The story revolves around Anderson’s own experiences — starting with the story of how his grandfather Fred Hauser, a Swiss immigrant in the United States, turned the garage of his California home into a fertile ground of experimentation and invention. He eventually patented a few products in his name, including the automatic sprinkler system, but due to the lack of entrepreneurial zeal or capital, he could not develop industries. Those who bought his patents made millions while he had to make do with modest royalties.

The owners of the means of production get to decide what is produced.

If Fred Hauser were born in 1998, not 1898, he would still have his workshop, tinkering with nature and his bountiful ideas. “The only thing that would have changed in his converted garage is the addition of a computer and an internet connection. But what a change!” writes Anderson, bringing readers up to speed with the present challenges.

“The past ten years have been about discovering new ways to create, invent, and work together on the web. The next ten years will be about applying those lessons to the real world.”
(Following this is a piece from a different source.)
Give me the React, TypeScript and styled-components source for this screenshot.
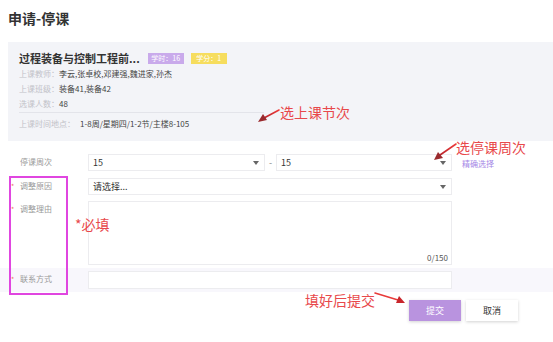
import React from "react";
import styled, {createGlobalStyle} from "styled-components";

const GlobalStyle = createGlobalStyle`
  html, body {
    margin: 0;
    padding: 0;
    background: #fff;
  }
  body {
    font-family: "Noto Sans CJK SC", "Noto Sans", sans-serif;
    color: #333;
  }
  * {
    box-sizing: border-box;
  }
`;

const infoRows = [
  {label: "上课教师", value: "李云,张卓校,邓建强,魏进家,孙杰"},
  {label: "上课班级", value: "装备41,装备42"},
  {label: "选课人数", value: "48"}
];

export default function App() {
  return (
    <>
      <GlobalStyle/>
      <Page>
        <Title>申请-停课</Title>

        <InfoPanel>
          <CourseRow>
            <CourseName>过程装备与控制工程前...</CourseName>
            <Badge $bg="#c9aaeb">学时：16</Badge>
            <Badge $bg="#f6dd5e">学分：1</Badge>
          </CourseRow>
          {infoRows.map(row => (
            <InfoRow key={row.label}>
              <InfoLabel>{row.label}：</InfoLabel>
              <InfoValue>{row.value}</InfoValue>
            </InfoRow>
          ))}
          <InfoRow $divider>
            <InfoLabel>上课时间地点：</InfoLabel>
            <InfoValue $indent>1-8周/星期四/1-2节/主楼8-105</InfoValue>
          </InfoRow>
        </InfoPanel>

        <Form>
          <FormRow>
            <Label><Star/>停课周次</Label>
            <Select $width={177}>15<Caret/></Select>
            <Dash>-</Dash>
            <Select $width={176}>15<Caret/></Select>
            <Link>精确选择</Link>
          </FormRow>

          <FormRow>
            <Label><Star $on/>调整原因</Label>
            <Select $width={364}>请选择...<Caret/></Select>
          </FormRow>

          <FormRow>
            <Label><Star $on/>调整理由</Label>
            <TextArea>
              <Counter>0/150</Counter>
            </TextArea>
          </FormRow>

          <FormRow $highlight>
            <Label><Star $on/>联系方式</Label>
            <Input/>
          </FormRow>

          <Actions>
            <Button $primary>提交</Button>
            <Button>取消</Button>
          </Actions>
        </Form>

        <MarkBox/>
        <Arrows width="553" height="342" viewBox="0 0 553 342">
          <defs>
            <linearGradient id="ar" x1="1" y1="0" x2="0" y2="1">
              <stop offset="0" stopColor="#ee3a3a"/>
              <stop offset="1" stopColor="#b8232a"/>
            </linearGradient>
          </defs>
          <path d="M279 110 L264 118" stroke="url(#ar)" strokeWidth="1.6" strokeLinecap="round"/>
          <path d="M258 122 L263 114 L267 120 Z" fill="#9a2a2e"/>
          <path d="M456 144 L440 155" stroke="url(#ar)" strokeWidth="1.6" strokeLinecap="round"/>
          <path d="M434 160 L438 152 L443 158 Z" fill="#9a2a2e"/>
          <path d="M375 293 L398 300" stroke="#e83a3a" strokeWidth="1.6" strokeLinecap="round"/>
          <path d="M405 303 L396 303 L399 296 Z" fill="#c8262c"/>
        </Arrows>
        <Note $x={280} $y={103}>选上课节次</Note>
        <Note $x={456} $y={138}>选停课周次</Note>
        <Note $x={75} $y={215}>*必填</Note>
        <Note $x={305} $y={291}>填好后提交</Note>
      </Page>
    </>
  );
}

const Page = styled.div`
  position: relative;
  width: 553px;
  height: 342px;
  overflow: hidden;
  padding: 8px 0 0 8px;
`;

const Title = styled.h1`
  margin: 0;
  font-size: 14px;
  line-height: 20px;
  font-weight: 700;
  color: #333;
`;

const InfoPanel = styled.section`
  margin-top: 14px;
  background: #f3f4f8;
  padding: 8px 0 10px 11px;
`;

const CourseRow = styled.div`
  display: flex;
  align-items: center;
  height: 16px;
`;

const CourseName = styled.span`
  font-size: 11px;
  font-weight: 700;
  color: #333;
  margin-right: 8px;
`;

const Badge = styled.span<{ $bg: string }>`
  display: inline-flex;
  align-items: center;
  justify-content: center;
  width: 36px;
  height: 11px;
  margin-right: 7px;
  background: ${({$bg}) => $bg};
  color: #fff;
  font-size: 7px;
`;

const InfoRow = styled.div<{ $divider?: boolean }>`
  display: flex;
  align-items: center;
  font-size: 8px;
  line-height: 15px;
  width: ${({$divider}) => ($divider ? "245px" : "auto")};
  margin-top: ${({$divider}) => ($divider ? "1px" : "0")};
  padding-top: ${({$divider}) => ($divider ? "3px" : "0")};
  border-top: ${({$divider}) => ($divider ? "1px solid #e3e4ea" : "none")};
`;

const InfoLabel = styled.span`
  color: #c2c2c8;
`;

const InfoValue = styled.span<{ $indent?: boolean }>`
  color: #444;
  margin-left: ${({$indent}) => ($indent ? "5px" : "0")};
`;

const Form = styled.div`
  margin-top: 10px;
  margin-left: -8px;
`;

const FormRow = styled.div<{ $highlight?: boolean }>`
  display: flex;
  align-items: flex-start;
  padding: 3px 0 3px 8px;
  background: ${({$highlight}) => ($highlight ? "#f8f7fc" : "transparent")};
`;

const Label = styled.div`
  display: flex;
  align-items: center;
  width: 80px;
  padding-left: 3px;
  font-size: 8px;
  line-height: 16px;
  color: #9a9a9a;
`;

const Star = styled.span<{ $on?: boolean }>`
  width: 9px;
  &::before {
    content: "${({$on}) => ($on ? "*" : "")}";
    color: #f07070;
    font-size: 7px;
  }
`;

const Field = styled.div`
  position: relative;
  background: #fff;
  border: 1px solid #ececef;
  font-size: 9px;
  color: #333;
`;

const Select = styled(Field)<{ $width: number }>`
  display: flex;
  align-items: center;
  width: ${({$width}) => $width}px;
  height: 17px;
  padding: 0 4px;
`;

const Caret = styled.span`
  position: absolute;
  right: 5px;
  top: 6px;
  border-left: 3px solid transparent;
  border-right: 3px solid transparent;
  border-top: 4px solid #666;
`;

const Dash = styled.span`
  width: 11px;
  text-align: center;
  font-size: 9px;
  line-height: 17px;
  color: #888;
`;

const Link = styled.span`
  margin-left: 10px;
  margin-top: 2px;
  font-size: 8px;
  line-height: 16px;
  color: #a587e6;
`;

const TextArea = styled(Field)`
  width: 364px;
  height: 64px;
`;

const Counter = styled.span`
  position: absolute;
  right: 3px;
  bottom: 1px;
  font-size: 8px;
  color: #555;
`;

const Input = styled(Field)`
  width: 364px;
  height: 18px;
`;

const Actions = styled.div`
  display: flex;
  gap: 5px;
  margin: 8px 0 0 409px;
`;

const Button = styled.div<{ $primary?: boolean }>`
  display: flex;
  align-items: center;
  justify-content: center;
  width: 52px;
  height: 21px;
  font-size: 9px;
  background: ${({$primary}) => ($primary ? "#b993df" : "#fff")};
  color: ${({$primary}) => ($primary ? "#fff" : "#333")};
  box-shadow: 0 1px 3px rgba(0, 0, 0, 0.18);
`;

const MarkBox = styled.div`
  position: absolute;
  left: 9px;
  top: 176px;
  width: 59px;
  height: 119px;
  border: 2px solid #e046e0;
  pointer-events: none;
`;

const Arrows = styled.svg`
  position: absolute;
  left: 0;
  top: 0;
  pointer-events: none;
`;

const Note = styled.span<{ $x: number; $y: number }>`
  position: absolute;
  left: ${({$x}) => $x}px;
  top: ${({$y}) => $y}px;
  font-size: 14px;
  line-height: 18px;
  color: #e8484b;
  white-space: nowrap;
`;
Those who want to know about the economy, business, debt, deficit finance, recession and why jobs are hard to come by, should read it. It explains everything in layman’s terms.

The book makes those issues so easy to understand and appealing that once readers reach the end of the 250-page monologue, they would have understood the real problems faced by the United States and the European countries without having to attend any economics classes or lectures by politicians.

Growth comes from improved productivity, by getting more output per worker. In other words, the most efficient companies hire the least. So, increased productivity and profitability comes with a price — job loss.

“Although factory output is still rising in such countries as the United States and Germany, factory jobs as a percentage of the overall workforce are at an all-time low,” Anderson writes.

Describing the present internet-driven economy as the Maker Movement, Anderson says automation is here to stay and companies will continue to increase productivity to remain profitable and sustainable. However, the role of small businesses — that hold the key to economic growth — will have to change. They will have to be both small in size and global in outlook and presence — high-tech and low-cost, and starting small and getting big.

Anderson broadly divides the global economy into atoms and bits — the hardware or the real economy and the software or the digital economy respectively.

However, the web economy is still relatively small in size compared with the real economy — about 10 per cent. This economy represents $20 trillion (Dh73 trillion) of revenues compared with the $130 trillion that comes from the economy beyond the web, according to Citibank and Oxford Economics.

In the next few decades, how this ratio changes remains to be seen. However, as web democratises information and ideas for greater collaboration, its growth is accelerating. Facebook is a very good example of how it is changing lives and businesses.

Fred Hauser could not become an industrialist with his invention despite having patented it in his name. Why? He was an inventor and not an entrepreneur. He did not possess the capital, resources or power. As Karl Marx put it, power belongs to those who control the means of production.

However, the internet has changed everything.

“The beauty of the web is that it democratised the tools both of invention and of production,” Anderson writes. “There are thousands of entrepreneurs emerging today from the Maker Movement who are industrialising the do-it-yourself (D-I-Y) spirit.

“If you do something, video it … post it … promote it.” Then comes collaboration — online ventures that are pushing the growth of the Maker Movement.

What Fred Hauser could not achieve 70 years ago, Mark Zuckerberg — a 27-year-old dropout did. The world is no long the same.

However, the digital explosion was largely limited to the screens. “We are surrounded by physical goods, most of them products of the manufacturing economy that over the past century has been transformed in all ways … Because of the expertise, equipment and cost of producing things on a large scale, manufacturing has been mostly the provenance of big companies and trained professionals.”

But that is about to change with the new revolution — the Maker Movement.

“Would-be entrepreneurs and inventors are no longer at the mercy of large companies to manufacture their ideas,” Anderson says.

The rise of the “Open Hardware” — another part of the Maker Movement — is now doing for physical goods what open source did for software, enabling online communities of programmers to create the Linux operating system and Firefox web browser.

What started as a cultural shift — a fascination with turning new digital prototyping tool into real-world impact — is now starting to become an economic shift. The Maker Movement is beginning to change the face of industry as entrepreneurial instincts kick in and hobbies become small businesses.

“Makers” is a must-read for those who want to understand the changes taking place in the global economy and how the future is shaping up, slowly but surely. If you want to know the future of global economy now — including the history of future — then this is the book you should read.